Alaska House remains disorganized as Senate prepares for session ahead
The Alaska House of Representatives gaveled into session Tuesday afternoon, but members were unable to organize a functional coalition or elect a House Speaker.
For weeks, members from both parties have been working behind the scenes to establish a majority in the House without a result.
Lt. Gov. Kevin Meyer gaveled the House into session and began swearing lawmakers in after the pledge of allegiance and state song. A controversy erupted when Meyer tried to deliver a note from Gov. Mike Dunleavy to House Republicans regarding the vacant seat for House District 13.
Rep. Nancy Dahlstrom, R-Eagle River, was elected to House District 13 but accepted a job as Commissioner for the Department of Corrections. Dunleavy subsequently nominated Sharon Jackson to take Dahlstrom’s seat.
Rep. Chris Tuck, D-Anchorage, raised a point of order, arguing that Meyer is unable to conduct any house business as a member of the executive branch. There was a brief back and forth between Tuck and Meyer before an at-ease was called, during which, heated discussions took place between lawmakers before the lieutenant governor called the House back to order.
Meyer put the letter from the governor to one side and called a recess until 5:00 p.m. After the recess was called, Tuck said that his point of order was based on a perceived separation of powers issue and not to prevent a Republican from voting for a House Speaker.
A spokesperson from Tuck’s office said that Dahlstrom was appointed by Gov. Frank Murkowski in 2003 when Rep. Lisa Murkowski, R - Anchorage, was named to the U.S. Senate. The spokesperson said that then-Lt. Gov. Loren Leman had followed the protocol of waiting for a House Speaker to be elected before recommending a replacement.
Rep. Gary Knopp, R-Kenai, confirmed during the recess that he was still not ready to join a caucus with a narrow majority, and that he was seeking a broader coalition.
The House reconvened at 5:00 p.m. before immediately adjourning until 1:00 p.m. Wednesday. Without an organization in the House, session staff won’t be authorized to work. Rep. Dave Talerico, R-Healy, said that lawmakers are working to resolve the issue.
Across the capitol building in the Senate chambers, the session began in a much less dramatic fashion. Sen.
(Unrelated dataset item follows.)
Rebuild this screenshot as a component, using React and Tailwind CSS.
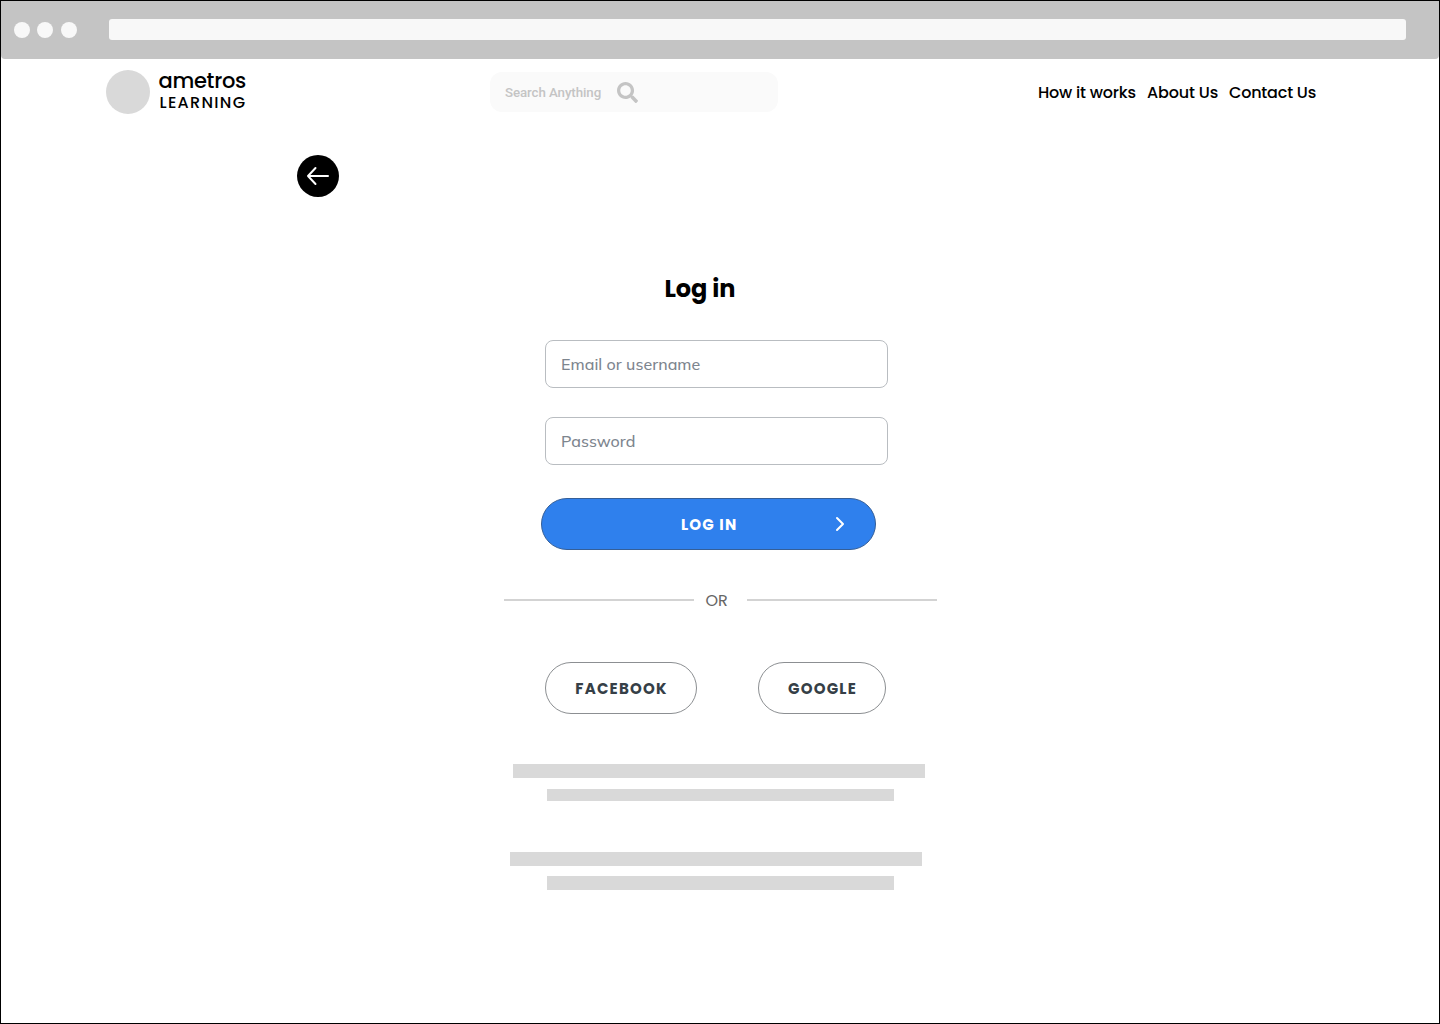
import { useState } from "react";
import { FaSearch } from "react-icons/fa";

function BrowserBar() {
  return (
    <div className="flex h-[58px] shrink-0 items-center rounded-b-[4px] bg-[#c4c4c4] pl-[13px]">
      <div className="size-4 rounded-full bg-[#f8f8f8]" />
      <div className="ml-[7px] size-4 rounded-full bg-[#f8f8f8]" />
      <div className="ml-2 size-4 rounded-full bg-[#f8f8f8]" />
      <div className="mb-px ml-8 h-[21px] w-[1297px] rounded-[3px] bg-[#f8f8f8]" />
    </div>
  );
}

function Header() {
  return (
    <header className="flex h-[66px] shrink-0 items-center pl-[105px] text-black">
      <div className="size-11 rounded-full bg-[#d9d9d9]" />
      <div className="ml-[8.5px] w-[88.5px] whitespace-nowrap font-medium">
        <div className="text-[21px] leading-[22px] tracking-[-0.3px]">ametros</div>
        <div className="pl-px text-[16px] leading-[22px] tracking-[1.3px]">LEARNING</div>
      </div>

      <div className="ml-[243px] flex h-10 w-[288px] items-center rounded-xl bg-[#fafafa] pl-[15px]">
        <span className="w-[96px] pt-px whitespace-nowrap font-['Roboto',sans-serif] text-[13.3px] font-medium tracking-[-0.08px] text-[#c4c4c4]">
          Search Anything
        </span>
        <FaSearch className="ml-4 size-[21px] text-[#c4c4c4]" />
      </div>

      <nav className="ml-[260px] flex pt-0.5 whitespace-nowrap text-base font-medium">
        <a href="#" className="w-[109px] tracking-[-0.2px]">How it works</a>
        <a href="#" className="w-[82px] tracking-[-0.15px]">About Us</a>
        <a href="#" className="tracking-[-0.2px]">Contact Us</a>
      </nav>
    </header>
  );
}

export default function App() {
  const [username, setUsername] = useState("");
  const [password, setPassword] = useState("");

  return (
    <div className="flex h-[1024px] w-[1440px] flex-col overflow-hidden border border-black bg-white font-['Poppins','Inter',sans-serif]">
      <BrowserBar />
      <Header />

      <main>
        {/* Back */}
        <button className="mt-[30px] ml-[296px] flex size-[42px] items-center justify-center rounded-full bg-black">
          <svg width="24" height="20" viewBox="0 0 24 20" fill="none" stroke="white" strokeWidth="2">
            <path d="M22 10H2M9.5 2L2 10L9.5 18" strokeLinejoin="round" strokeLinecap="round" />
          </svg>
        </button>

        <div className="ml-[503px] w-[433px]">
          <h1 className="mt-[74px] pl-[160.5px] text-2xl leading-9 font-bold tracking-[-0.1px] whitespace-nowrap text-black">
            Log in
          </h1>

          <form className="flex flex-col" onSubmit={(e) => e.preventDefault()}>
            <input
              type="text"
              placeholder="Email or username"
              value={username}
              onChange={(e) => setUsername(e.target.value)}
              className="mt-[33px] ml-[41px] h-12 w-[343px] rounded-lg border border-[#b9bdc1] px-[15px] font-['Mulish','Muli','Nunito',sans-serif] text-base font-medium tracking-[0.05px] outline-none placeholder:text-[#7d858e]"
            />
            <input
              type="password"
              placeholder="Password"
              value={password}
              onChange={(e) => setPassword(e.target.value)}
              className="mt-[29px] ml-[41px] h-12 w-[343px] rounded-lg border border-[#b9bdc1] px-[15px] font-['Mulish','Muli','Nunito',sans-serif] text-base font-medium tracking-[0.05px] outline-none placeholder:text-[#7d858e]"
            />
            <button
              type="submit"
              className="mt-[33px] ml-[37px] flex h-[52px] w-[335px] items-center justify-between rounded-full border border-[#355f98] bg-[#2f80ed] pr-[30px] pl-[139px] text-[15px] font-bold tracking-[1.2px] text-white"
            >
              <span className="pt-0.5">LOG IN</span>
              <svg width="10" height="16" viewBox="0 0 10 16" fill="none" stroke="white" strokeWidth="2">
                <path d="M2 2L8 8L2 14" strokeLinecap="round" strokeLinejoin="round" />
              </svg>
            </button>
          </form>

          <div className="mt-[38px] flex h-6 items-center">
            <div className="h-0.5 w-[190px] bg-[#d3d3d3]" />
            <span className="w-[53px] pt-0.5 pl-[11.5px] text-base leading-6 text-[#666]">OR</span>
            <div className="h-0.5 w-[190px] bg-[#d3d3d3]" />
          </div>

          {/* Social login */}
          <div className="mt-[50px] ml-[41px] flex gap-[61px] text-[15px] font-bold tracking-[1.2px] text-[#363f47]">
            <button className="h-[52px] w-[152px] rounded-full border border-[#8c8f92] pt-0.5 pl-px">FACEBOOK</button>
            <button className="h-[52px] w-[128px] rounded-full border border-[#8c8f92] pt-0.5 pl-px">GOOGLE</button>
          </div>

          <div className="mt-[50px] ml-[9px] h-3.5 w-[412px] bg-[#d9d9d9]" />
          <div className="mt-[11px] ml-[43px] h-3 w-[347px] bg-[#d9d9d9]" />
          <div className="mt-[51px] ml-[6px] h-3.5 w-[412px] bg-[#d9d9d9]" />
          <div className="mt-2.5 ml-[43px] h-3.5 w-[347px] bg-[#d9d9d9]" />
        </div>
      </main>
    </div>
  );
}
Cathy Giessel, R-Anchorage, was elected as Senate President, presiding over the swearing-in of newly-elected senators.
After the first Senate floor session, the Senate Majority held a press conference in which the leadership spoke about their legislative priorities.
"Public safety is the Senate’s number one priority,” said Sen. Mia Costello, R-Anchorage. “We’ve listened to the public and know it’s time to end the crime spree plaguing our state and make our homes and communities safe again.”
Sen. Bert Stedman, R-Sitka, co-chair of the Senate Finance Committee, spoke about the need to protect the Permanent Fund and address an expected $1.6 billion deficit as projected by an early draft budget proposal from Gov. Dunleavy. Stedman signaled that Alaskans could expect cuts in the range of $1.6 - $1.7 billion in state spending.
The Senate Minority will likely be ready to oppose big cuts to the budget. Senate Minority Leader Tom Begich, D-Anchorage, said that a billion dollar cut could send Alaska back into recession.
Begich said that working on a long-term fiscal solution for the state and public safety were priorities for the Senate Minority. He also spoke about the need to protect the Permanent Fund Dividend after pre-filing a bill with other lawmakers that would enshrine the PFD in the state constitution.
The Senate Finance Committee is scheduled to meet Thursday where members will hear a revenue forecast from Department of Revenue Commissioner Bruce Tangeman.